The Lodestar project, due to open in 2000, is being constructed through a $15.8 million federal grant appropriation being administered through the University of New Mexico Institute for Astrophysics. It will feature two visitor's centers, one at the bottom of the mesa and the other at the top. At the lower visitor's center tourists can learn about the solar system, astronomic observation and planetary science. The other center features hands-on astronomy exhibits and telescopes. There will also be four dome observatories for the public located on top of the mesa, three with 16-inch telescopes and one with a 28-inch telescope. Located slightly away from the main tourist area will be a research center for scientists, where tourists will be taken on guided tours. A tramway system is also being built to carry tourists and workers at the facility to the top of the mesa.

"The quality of seeing there is amazing," Beining said. "The general public will be blown away by watching the Milky Way rise and just seeing more stars than anyone is accustomed to seeing. The research area is also proposing to do some very innovative work in astronomy research, building new telescopes that will create images that are 1003 times more detailed than the Hubble Space Telescope. The site is probably the best site in the continental U.S. to do this type of research."

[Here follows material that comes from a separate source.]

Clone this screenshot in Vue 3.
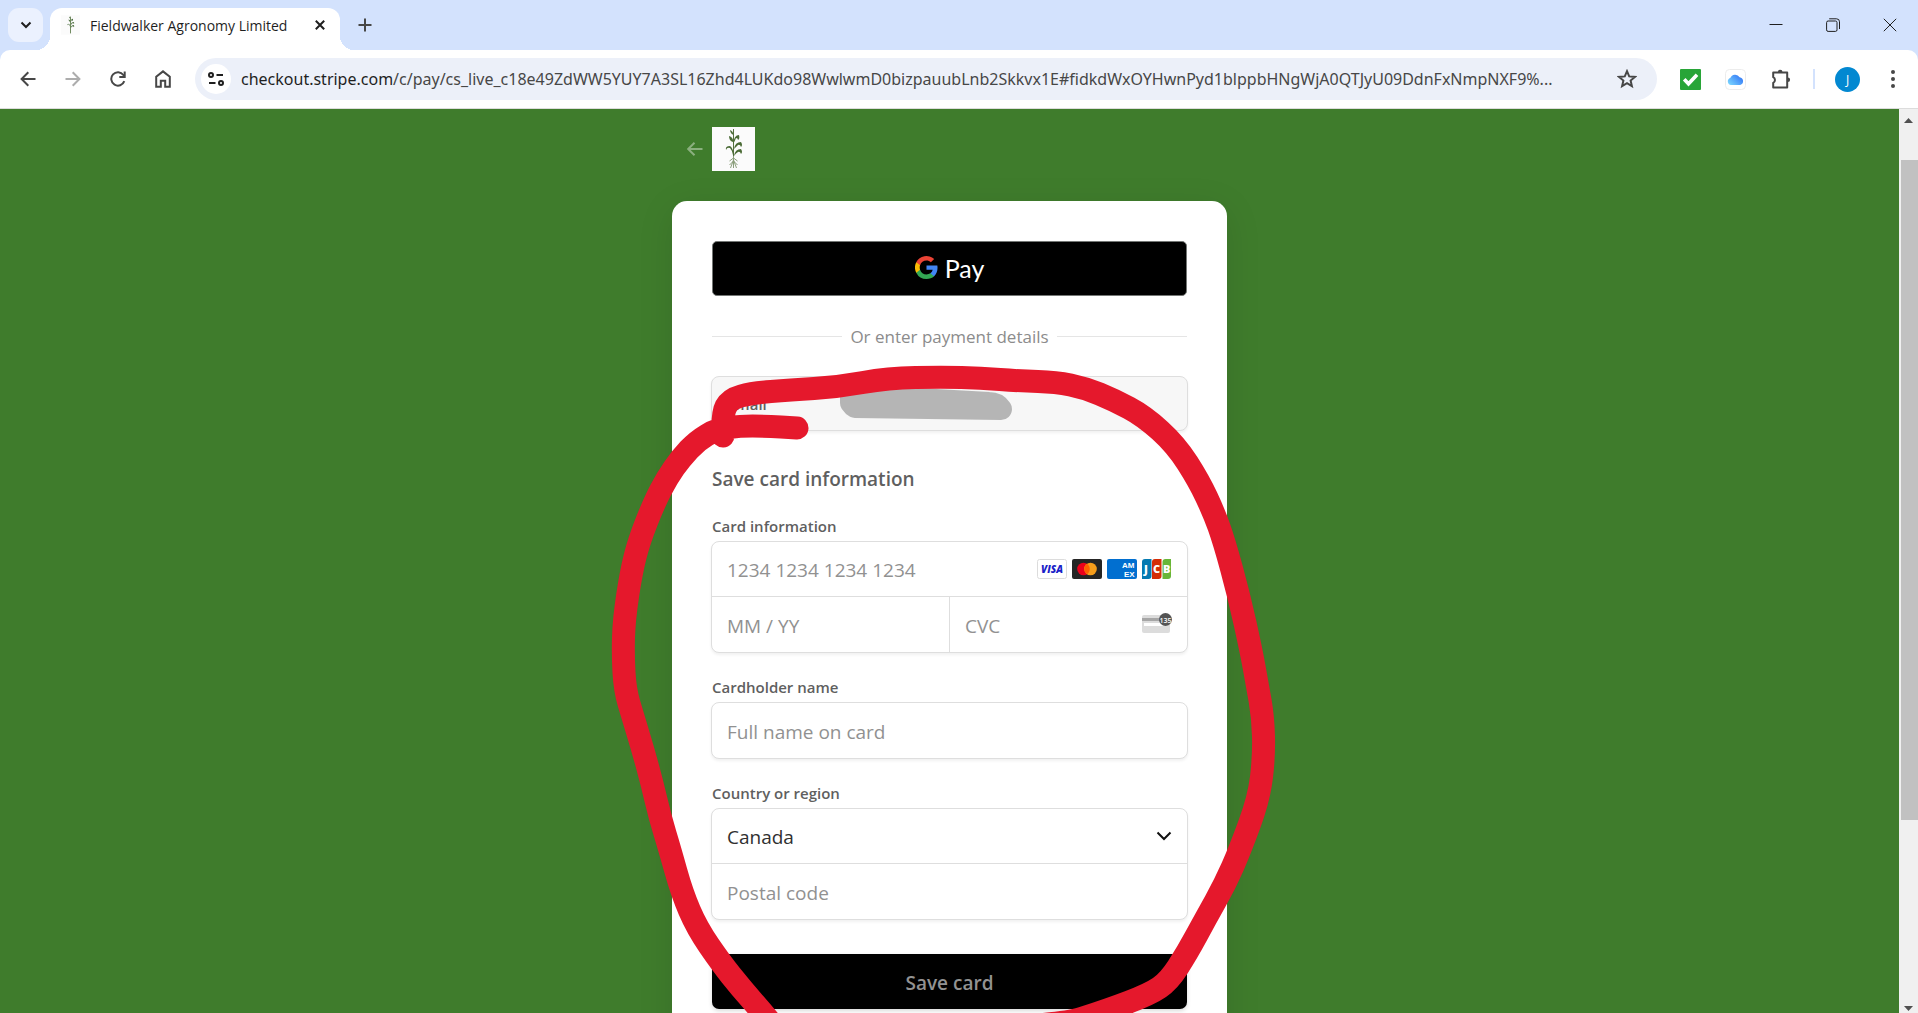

Approximately 200,000 visitors are expected to visit Lodestar each year. The project will begin construction after the completion of an Environmental Impact Statement (ELS) investigating the consequences of the facility and concerns raised by the Acoma Tribal Council. The facility is already being designed to blend with the environment using passive solar technology, water harvesting and indigenous landscape materials. The EIS will likely be complete later this year or in early 2000, Beining said.

Another attraction coming to the area is the Dinamation's Dinosaur Discovery Museum, slated to open this spring or early summer. Dinomation will be a hands-on learning center with moving robotic reconstructions of dinosaurs, displays of cast dinosaur skeletons, dinosaur sculptures and artwork, and interactive exhibits. The museum is designed to promote education in dinosaur paleontology and to show the public how dinosaur excavations are done around the world. The museum is expecting 150,000 to 200,000 visitors per year.

Also soon to open is the Northwest New Mexico Visitor Center, which will feature information about Native Americans in the region, past and present, as well as information on the county's national parks and museums. It is already under construction and is expecting approximately 400,000 visitors per year. It will be located across from Dinomation directly off Interstate 40 in Grants.

"If you stop and think a minute you can actually go from prehistoric time, with Dinomation, up through Native Americans and the lava flows and more recent geology, with the Visitor Center to the present, with our Uranium Mining Museum, and into the future, with Lodestar," said Cliford Lear, Grants' city manager "With these we have become, very possibly, the scientific learning center of the nation."